In the response to an FSA consultation, VEGA challenges the milky monopoly on certain terminology
1. Appropriation of the word milk to the mammary secretions of mammals and derivations therefrom leads to confusion and stilted descriptions. This restriction should be abandoned and these dairy words should be interpreted in the food chemist’s way, i.e. as descriptions of emulsions of various degrees of consistency and in need of qualifying prefixes or suffixes when a special source or usage is implied.
2. Some years ago the MAFF accepted that various nut butters, as well as peanut butter, had been on sale before WW2 and that brandy butter, milk of magnesia (and lime), milk thistle and the milky saps of certain plants, and pigeon milk, as well as soya-, coconut-, and cereal-derived milks, were well-known descriptions. Cream crackers and cream sherry were among other commodities with no direct association with the cow or other lactating animal. Yoghurts were well-known among the fermented milks yielded by species such as yaks and mares and goat- and sheep-milks needed differentiation from cow milk just as soya milk and oat milk.
3. In some contexts the unqualified word milk would mean human milk; similarly with colostrum and, as with yoghurts, special words existed (such as beestings as the first milk from cows; it is now being promoted as a health food). The need for a qualifying word becomes important in rescuing newborn lambs for whom emergency bottle-feeding with cow colostrum can induce anaemia.

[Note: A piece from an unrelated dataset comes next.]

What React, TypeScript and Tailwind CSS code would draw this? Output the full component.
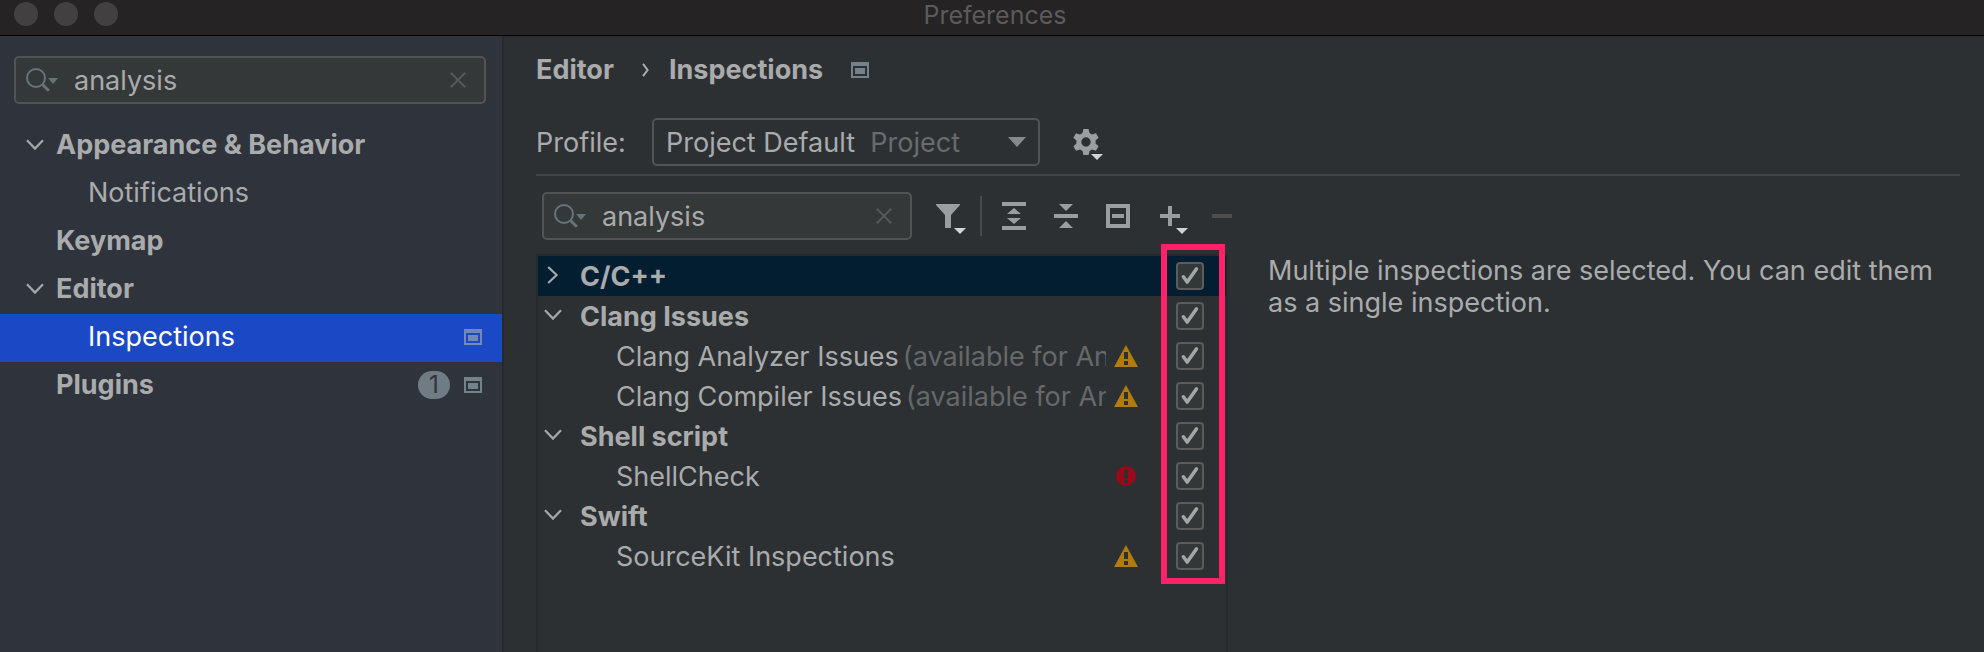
import React from "react";

type Category = { label: string; kind: "group" | "page"; expanded?: boolean; selected?: boolean; badge?: number; projectLevel?: boolean };
type Inspection = { label: string; kind: "group" | "item"; open?: boolean; hint?: string; severity?: "warning" | "error"; selected?: boolean };

const categories: Category[] = [
  { label: "Appearance & Behavior", kind: "group", expanded: true },
  { label: "Notifications", kind: "page" },
  { label: "Keymap", kind: "group" },
  { label: "Editor", kind: "group", expanded: true },
  { label: "Inspections", kind: "page", selected: true, projectLevel: true },
  { label: "Plugins", kind: "group", badge: 1, projectLevel: true },
];

const inspections: Inspection[] = [
  { label: "C/C++", kind: "group", open: false, selected: true },
  { label: "Clang Issues", kind: "group", open: true },
  { label: "Clang Analyzer Issues", kind: "item", hint: "(available for Analyzer)", severity: "warning" },
  { label: "Clang Compiler Issues", kind: "item", hint: "(available for Analyzer)", severity: "warning" },
  { label: "Shell script", kind: "group", open: true },
  { label: "ShellCheck", kind: "item", severity: "error" },
  { label: "Swift", kind: "group", open: true },
  { label: "SourceKit Inspections", kind: "item", severity: "warning" },
];

function ChevronDown() {
  return (
    <svg width="18" height="12" viewBox="0 0 18 12" fill="none" stroke="#a5a7aa" strokeWidth="2.2" aria-hidden="true">
      <path d="M1 1.2 9 9.6 17 1.2" />
    </svg>
  );
}

function ChevronRight() {
  return (
    <svg width="12" height="18" viewBox="0 0 12 18" fill="none" stroke="#a5a7aa" strokeWidth="2.2" aria-hidden="true">
      <path d="M1.2 1 9.6 9 1.2 17" />
    </svg>
  );
}

function ProjectIcon({ color }: { color: string }) {
  return (
    <svg width="18" height="16" viewBox="0 0 18 16" fill={color} fillRule="evenodd" aria-hidden="true">
      <path d="M0 0h18v16H0zM2 4v10h14V4z" />
      <path d="M4 6h10v6H4z" />
    </svg>
  );
}

function SearchField({ id, label, className }: { id: string; label: string; className: string }) {
  return (
    <div className={`flex h-12 items-center rounded-[5px] border-2 border-[#515354] bg-[#353839] pl-2.5 pr-[18px] ${className}`}>
      <svg className="shrink-0" width="34" height="26" viewBox="0 0 34 26" fill="none" aria-hidden="true">
        <circle cx="10" cy="11" r="9" stroke="#65737b" strokeWidth="2" />
        <path d="m16.2 17.2 6.6 6.6" stroke="#65737b" strokeWidth="3" />
        <path d="M22 11h10l-5 6z" fill="#65737b" />
      </svg>
      <label htmlFor={id} className="sr-only">{label}</label>
      <input id={id} type="text" defaultValue="analysis" className="ml-3.5 h-full min-w-0 flex-1 bg-transparent text-[#aaabac] outline-none" />
      <button type="button" aria-label={`Clear ${label}`} className="flex shrink-0">
        <svg width="16" height="16" viewBox="0 0 16 16" stroke="#55585a" strokeWidth="2" aria-hidden="true">
          <path d="m.8.8 14.4 14.4M15.2.8.8 15.2" />
        </svg>
      </button>
    </div>
  );
}

function SeverityIcon({ severity }: { severity: "warning" | "error" }) {
  if (severity === "warning") {
    return (
      <svg width="24" height="22" viewBox="0 0 24 22" role="img" aria-label="Warning">
        <path d="M12 0 24 22H0z" fill="#b27c0b" />
        <path d="M10 7h4v7h-4zM10 16h4v4h-4z" fill="#2d3032" />
      </svg>
    );
  }
  return (
    <svg className="mx-0.5" width="20" height="20" viewBox="0 0 20 20" role="img" aria-label="Error">
      <circle cx="10" cy="10" r="10" fill="#98091b" />
      <path d="M8 4h4v8H8zM8 14h4v3H8z" fill="#2d3032" />
    </svg>
  );
}

function GearIcon() {
  return (
    <svg width="32" height="36" viewBox="0 0 32 36" aria-hidden="true">
      <g transform="translate(14 18)" fill="#9b9ea1">
        <circle r="7.200" fill="none" stroke="#9b9ea1" strokeWidth="5" />
        {[0, 60, 120, 180, 240, 300].map((angle) => (
          <path key={angle} d="M-2.600-13h5.200l1.200 5.500h-7.600z" transform={`rotate(${angle})`} />
        ))}
      </g>
      <path d="M19 30h12l-6 6z" fill="#d0d2d3" />
    </svg>
  );
}

function Sidebar() {
  return (
    <nav aria-label="Settings" className="w-[504px] shrink-0 border-r-2 border-[#27292b] bg-[#2f333c] pt-5">
      <SearchField id="settings-search" label="settings search" className="ml-3.5 mr-4" />
      <ul className="mt-[18px]">
        {categories.map((c) => (
          <li key={c.label}>
            <button
              type="button"
              className={`flex h-12 w-full items-center pb-0.5 pr-5 text-left ${c.selected ? "bg-[#1b49c5] text-white" : ""}`}
            >
              <span className={`flex shrink-0 pl-[26px] ${c.kind === "page" ? "w-[88px]" : "w-14"}`}>{c.expanded && <ChevronDown />}</span>
              <span className={`flex-1 ${c.kind === "group" ? "font-bold" : ""}`}>{c.label}</span>
              {c.badge && (
                <span className="mr-3.5 flex h-7 w-8 items-center justify-center rounded-full bg-[#6f7c84] text-[24px] text-[#2f333c]">{c.badge}</span>
              )}
              {c.projectLevel && <ProjectIcon color={c.selected ? "#7389b4" : "#74828b"} />}
            </button>
          </li>
        ))}
      </ul>
    </nav>
  );
}

function Toolbar() {
  return (
    <div role="toolbar" aria-label="Inspection actions" className="flex h-[78px] items-center pl-1.5 pt-0.5">
      <SearchField id="inspection-search" label="inspection search" className="w-[370px]" />
      <button type="button" aria-label="Filter" className="ml-6">
        <svg width="30" height="36" viewBox="0 0 30 36" aria-hidden="true">
          <path d="M0 6h24v1l-9 10v13H9V17L0 7z" fill="#9b9ea1" />
          <path d="M18 30h12l-6 6z" fill="#d0d2d3" />
        </svg>
      </button>
      <span className="ml-3.5 h-10 w-0.5 bg-[#47494b]" />
      <button type="button" aria-label="Expand all" className="ml-5">
        <svg width="24" height="28" viewBox="0 0 24 28" fill="#9b9ea1" aria-hidden="true">
          <path d="M0 0h24v4H0zM0 24h24v4H0zM12 6l7 6H5zM5 16h14l-7 6z" />
        </svg>
      </button>
      <button type="button" aria-label="Collapse all" className="ml-7">
        <svg width="24" height="24" viewBox="0 0 24 24" fill="#9b9ea1" aria-hidden="true">
          <path d="M0 10h24v4H0zM5 0h14l-7 7zM12 17l7 7H5z" />
        </svg>
      </button>
      <button type="button" aria-label="Reset to empty" className="ml-7">
        <svg width="24" height="24" viewBox="0 0 24 24" fill="#9b9ea1" fillRule="evenodd" aria-hidden="true">
          <path d="M0 0h24v24H0zM4 4v16h16V4z" />
          <path d="M6 10h12v4H6z" />
        </svg>
      </button>
      <button type="button" aria-label="Add inspection" className="ml-[30px]">
        <svg width="28" height="36" viewBox="0 0 28 36" aria-hidden="true">
          <path d="M8 8h4v8h8v4h-8v8H8v-8H0v-4h8z" fill="#9b9ea1" />
          <path d="M16 30h12l-6 6z" fill="#d0d2d3" />
        </svg>
      </button>
      <button type="button" aria-label="Remove inspection" disabled className="ml-6">
        <svg width="20" height="4" viewBox="0 0 20 4" aria-hidden="true">
          <path d="M0 0h20v4H0z" fill="#4c4e50" />
        </svg>
      </button>
    </div>
  );
}

function InspectionTable() {
  return (
    <div className="relative w-[692px] shrink-0 border-2 border-b-0 border-[#27292a]">
      <table className="w-full table-fixed border-collapse">
        <colgroup>
          <col />
          <col className="w-[54px]" />
          <col className="w-[66px]" />
        </colgroup>
        <tbody>
          {inspections.map((row) => (
            <tr key={row.label} className={`h-10 ${row.selected ? "bg-[#041e31]" : ""}`}>
              <td className="p-0">
                <div className="flex h-10 items-center overflow-hidden whitespace-nowrap pt-0.5">
                  {row.kind === "group" ? (
                    <button type="button" aria-label={`${row.open ? "Collapse" : "Expand"} ${row.label}`} className="flex w-[42px] shrink-0 justify-start pb-1 pl-1.5">
                      {row.open ? <ChevronDown /> : <span className="pl-[3px]"><ChevronRight /></span>}
                    </button>
                  ) : (
                    <span className="w-[78px] shrink-0" />
                  )}
                  <span className={row.kind === "group" ? "font-bold" : ""}>{row.label}</span>
                  {row.hint && <span className="ml-1 text-[#66686a]">{row.hint}</span>}
                </div>
              </td>
              <td className="p-0 pl-2">{row.severity && <SeverityIcon severity={row.severity} />}</td>
              <td className="p-0 pl-4">
                <span className="relative flex size-7">
                  <input
                    type="checkbox"
                    defaultChecked
                    aria-label={`Enable ${row.label}`}
                    className="peer size-7 appearance-none rounded-[4px] border-2 border-[#5a5c5e] bg-[#333738]"
                  />
                  <svg
                    className="pointer-events-none absolute inset-0 hidden peer-checked:block"
                    width="28"
                    height="28"
                    viewBox="0 0 28 28"
                    fill="none"
                    stroke="#a3a5a6"
                    strokeWidth="3.6"
                    strokeLinecap="round"
                    strokeLinejoin="round"
                    aria-hidden="true"
                  >
                    <path d="m7.4 14.8 3.8 5.2 9.2-13" />
                  </svg>
                </span>
              </td>
            </tr>
          ))}
        </tbody>
      </table>
      <div className="pointer-events-none absolute -top-3 right-px h-[340px] w-16 border-6 border-[#ff2268]" />
    </div>
  );
}

export default function App() {
  return (
    <div className="flex min-h-screen flex-col bg-[#2d3032] font-['Inter','Liberation_Sans',sans-serif] text-[27px] leading-8 text-[#aaabac]">
      <header className="relative flex h-9 items-center justify-center border-b border-black bg-[#252324] pb-1.5">
        <div className="absolute left-3.5 top-0.5 flex gap-4">
          <span className="size-6 rounded-full bg-[#424041]" />
          <span className="size-6 rounded-full bg-[#424041]" />
          <span className="size-6 rounded-full bg-[#424041]" />
        </div>
        <h1 className="pl-1.5 text-[25px] text-[#5c5a5b]">Preferences</h1>
      </header>
      <div className="flex flex-1">
        <Sidebar />
        <main className="flex min-w-0 flex-1 flex-col pl-8 pr-6">
          <div className="flex h-[66px] items-center pt-0.5 font-bold">
            <a href="#editor">Editor</a>
            <svg className="ml-7 mr-5" width="7" height="14" viewBox="0 0 7 14" fill="none" stroke="#aaabac" strokeWidth="2" aria-hidden="true">
              <path d="m1 .8 4.6 6.2L1 13.2" />
            </svg>
            <h2 className="mr-7">Inspections</h2>
            <ProjectIcon color="#74828b" />
          </div>
          <div className="flex h-[74px] items-center border-b-2 border-[#414344] pb-2 pt-4">
            <label htmlFor="profile" className="w-[116px] pt-0.5">Profile:</label>
            <div className="relative flex w-[388px] items-center">
              <select id="profile" className="h-12 w-full appearance-none rounded-[5px] border-2 border-[#515354] bg-transparent pl-3 pt-0.5 outline-none">
                <option>Project Default</option>
              </select>
              <span className="pointer-events-none absolute right-20 pt-0.5 text-[#696b6d]">Project</span>
              <svg className="pointer-events-none absolute right-3.5" width="18" height="10" viewBox="0 0 18 10" fill="#85898b" aria-hidden="true">
                <path d="M0 0h18L9 10z" />
              </svg>
            </div>
            <button type="button" aria-label="Profile actions" className="ml-8">
              <GearIcon />
            </button>
          </div>
          <Toolbar />
          <div className="flex flex-1">
            <InspectionTable />
            <p className="ml-10 flex-1 pt-px">Multiple inspections are selected. You can edit them as a single inspection.</p>
          </div>
        </main>
      </div>
    </div>
  );
}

4. The MAFF supported objections to the restricted use of milk etc., but then gave in to EU pressure to limit the descriptions to animal-derived products.
5. Recent changes command reversion, at least in English, to the older nomenclature. Commercial importance of consumers with various aversions and calling themselves dairy-frees has increased, and their requirements are being met by innovations in non-dairy commodities and cruelty-free foods. Sweet and lactic butter are on sale, and words such as lactic acid, lactate, and lactone describe ingredients that may have no connection with animals. Restriction of description has not yet affected dips, it seems, but non-dairy cheeses and crème fraîche are on sale.
6. We therefore urge acceptance of unrestricted descriptions such as soya- or pea-milk and soya yoghurt and ice cream, and the need arises for a description such as cow milk or cow butter (or cow fat) or goat cheese when such products are based on animal secretions. Some familiar terms such as cream of tartar can remain unexceptionably.
7. As olive and other oils are used in dip form as spreads on bread the labelling requirements on bottles of such adjuncts should require nutritional information similar to that on tubs and blocks of margarine (e.g. on the type and processing of the oil or fat).